Democrats Question Whether Photo Is Worth 16 Words
Senate Democrats pointed to official White House photographs Thursday showing President Bush working on his 2002 State of the Union speech as possible evidence administration officials were aware they relied on questionable intelligence data to build the case to wage war against Iraq.
In his Jan. 28 speech, Bush said that Iraqi President Saddam Hussein sought to purchase uranium from Africa to build a nuclear weapon. The data has since proved to be false and CIA Director George Tenet has taken responsibility for allowing the phrase to remain in Bush’s address.
Still, Democrats have argued this week that Bush is ultimately responsible for uttering this false statement in his speech. The Senators said one photo shows Bush labored over every word and should have known the intelligence was wrong.
“Working at his desk in the Oval Office, President Bush reviews the State of the Union address line-by-line and word-by-word,” reads the 2002 caption of the photo where the president’s trademark “W” cufflink can be seen in the bottom left hand corner.
In a similar picture montage of Bush preparing for his 2003 speech, a photograph shows the president intently reading the speech and holding a blue marker in this hand. The caption reads: “Sketching notes in the margin of speech drafts, President Bush rewrites portions of the address in the Oval Office Jan. 23, 2003.”
“I am not surprised the president goes over the State of the Union line by line, but the assertion that this is just inadvertent doesn’t hold much water,” said Sen. Kent Conrad (D-N.D.). “I think it is just another indication that White House is not being straight with the American people.”

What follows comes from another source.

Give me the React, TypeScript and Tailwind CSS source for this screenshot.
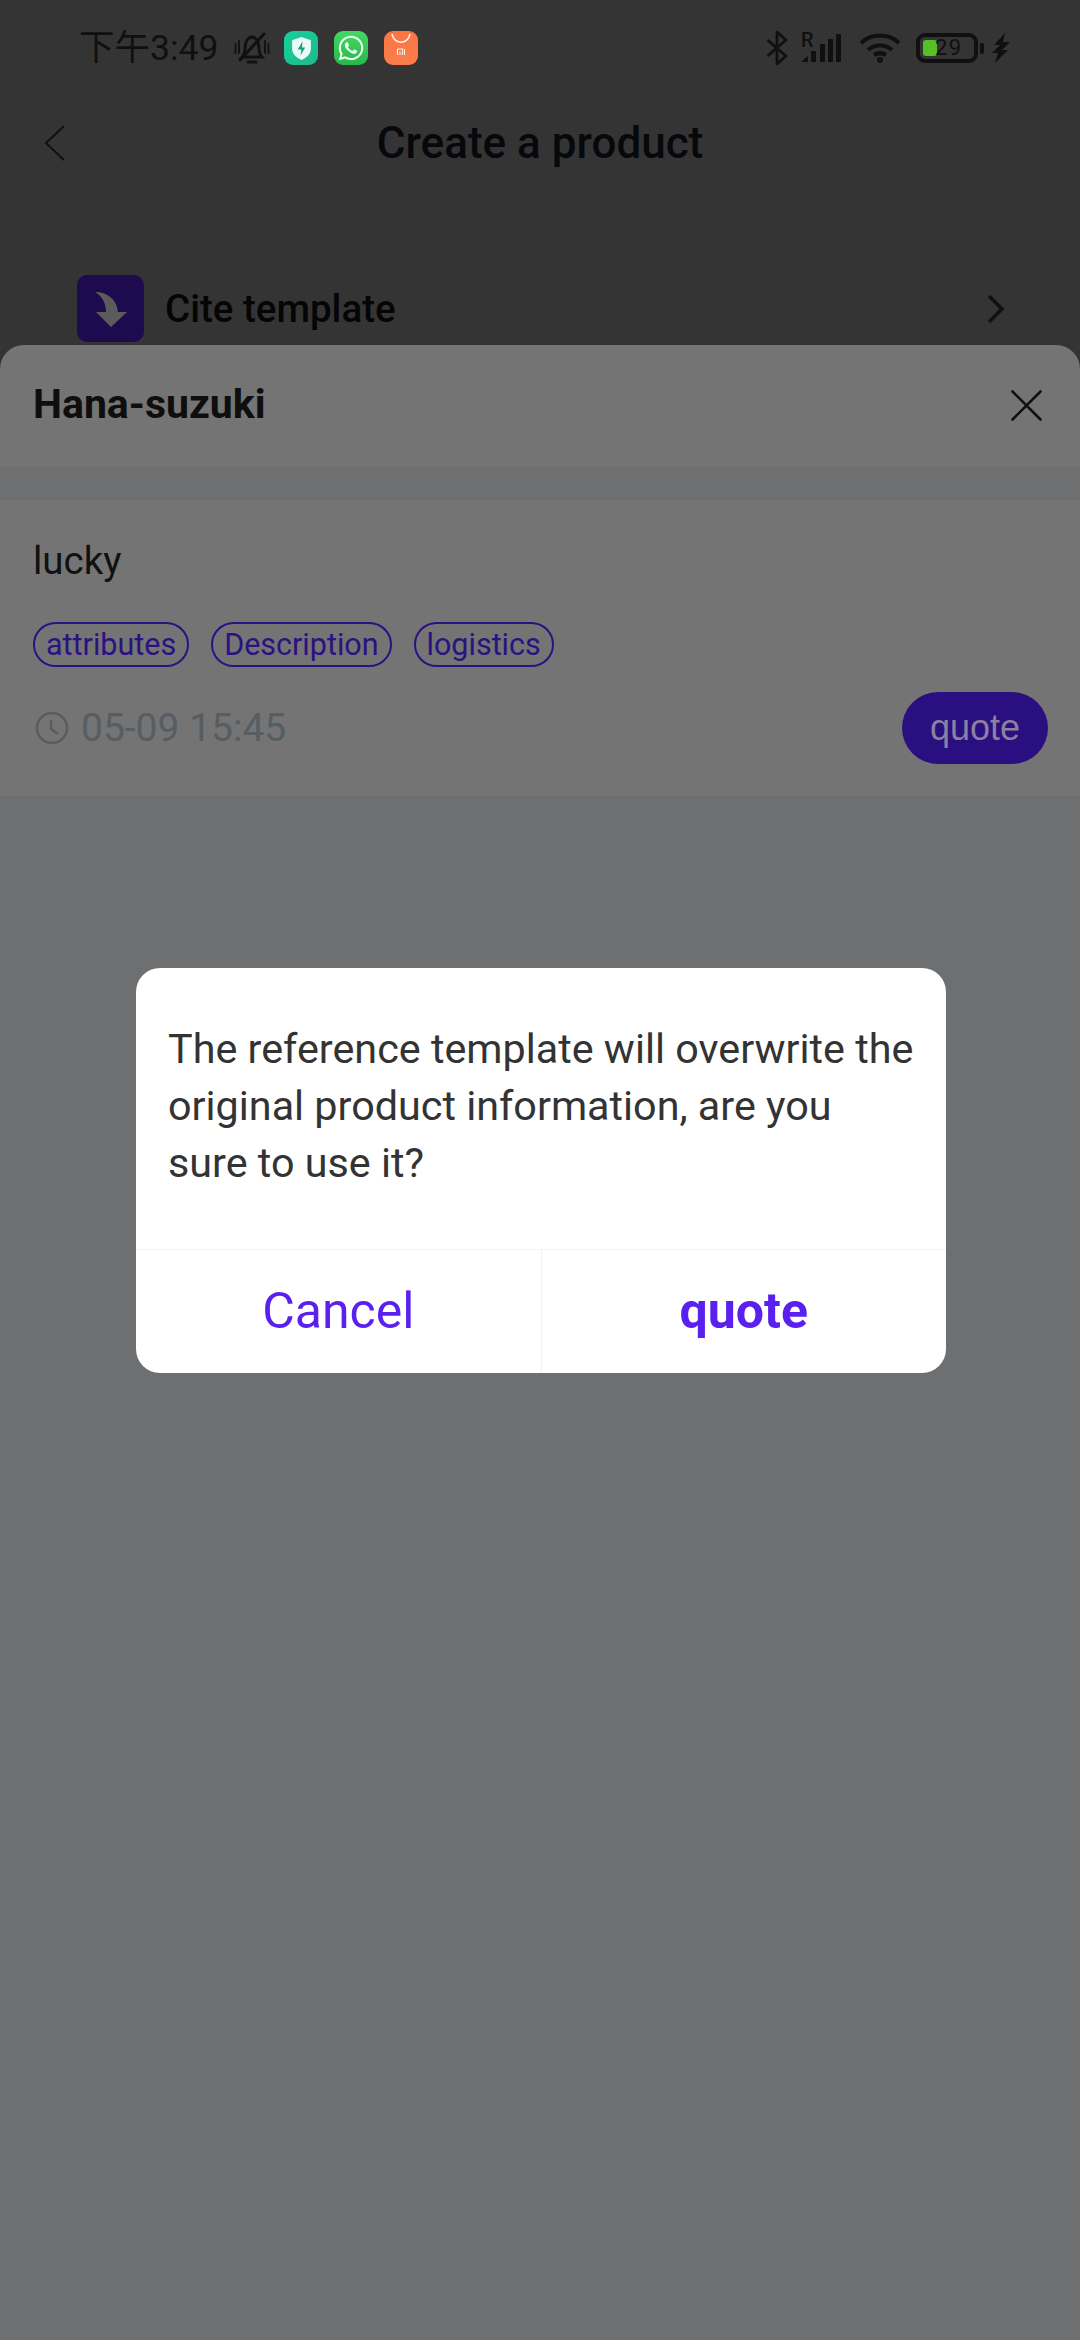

“The president can’t have it both ways, saying, ‘Well, you know we don’t know about who did this and whether it was proved by the CIA,’” said Senate Minority Whip Harry Reid (D-Nev.). “Here is what it says: ‘President Bush reviews the State of the Union address line-by-line and word-by-word.’”
The series of 2002 and 2003 photographs posted on the White House Web site is designed to give visitors a behind-the-scenes look at Bush preparing for his national address.
A White House spokesman said Thursday: “The bottom line is, the speech was cleared. But we learned some more information later. We should not have included it in there. But I haven’t seen the specific picture.”
But Senate Majority Leader Bill Frist (R-Tenn.) dismissed the criticism and said he is “not sure what the pictures say.” Frist also defended the White House’s handling of the situation and pointed out that he “knows they regret leaving those words in.”
In the past week, Democrats have begun to ratchet up the pressure on Bush over this issue. Many Democrats said they relied on questionable intelligence information and Bush’s claims that Hussein was trying to build a nuclear weapons program as the reason why they voted to grant him authority to use force against Iraq.
The phrase in question — “The British government has learned that Saddam Hussein recently sought significant quantities of uranium from Africa” — is now commonly referred to on Capitol Hill as the “16 words.”